▶ **Data for processing**:
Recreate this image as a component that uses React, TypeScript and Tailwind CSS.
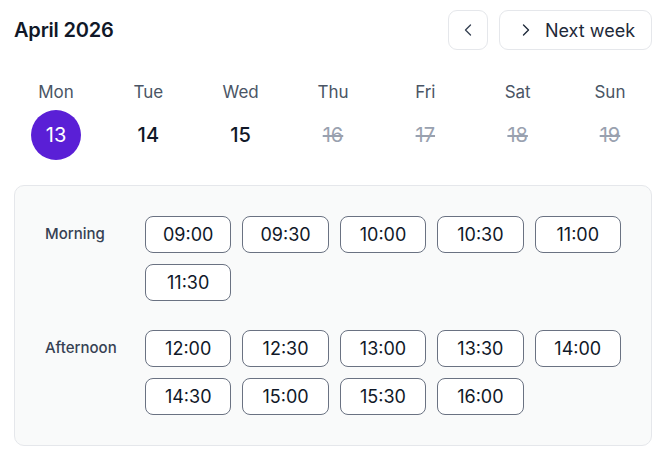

---

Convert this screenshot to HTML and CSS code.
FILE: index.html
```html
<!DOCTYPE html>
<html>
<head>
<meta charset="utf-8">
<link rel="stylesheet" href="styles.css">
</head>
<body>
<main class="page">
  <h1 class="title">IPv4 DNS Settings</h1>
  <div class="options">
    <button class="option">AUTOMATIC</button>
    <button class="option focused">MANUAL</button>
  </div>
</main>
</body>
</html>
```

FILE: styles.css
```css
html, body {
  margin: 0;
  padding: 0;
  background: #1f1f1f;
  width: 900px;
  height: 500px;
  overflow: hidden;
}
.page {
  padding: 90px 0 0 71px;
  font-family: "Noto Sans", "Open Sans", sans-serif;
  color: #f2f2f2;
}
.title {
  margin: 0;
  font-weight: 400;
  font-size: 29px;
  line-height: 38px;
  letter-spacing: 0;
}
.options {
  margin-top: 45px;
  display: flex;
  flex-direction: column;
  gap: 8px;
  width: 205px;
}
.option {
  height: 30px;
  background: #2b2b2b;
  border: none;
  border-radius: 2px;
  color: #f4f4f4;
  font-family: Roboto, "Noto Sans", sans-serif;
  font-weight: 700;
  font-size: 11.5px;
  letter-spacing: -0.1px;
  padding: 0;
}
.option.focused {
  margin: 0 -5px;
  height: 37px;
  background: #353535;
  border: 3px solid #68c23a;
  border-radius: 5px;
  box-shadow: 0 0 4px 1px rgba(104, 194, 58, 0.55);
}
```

▶ **What to produce**: For each line of the listing that holds the word "this", show that line.

▶ **Expected answer**:
Recreate this image as a component that uses React, TypeScript and Tailwind CSS.
Convert this screenshot to HTML and CSS code.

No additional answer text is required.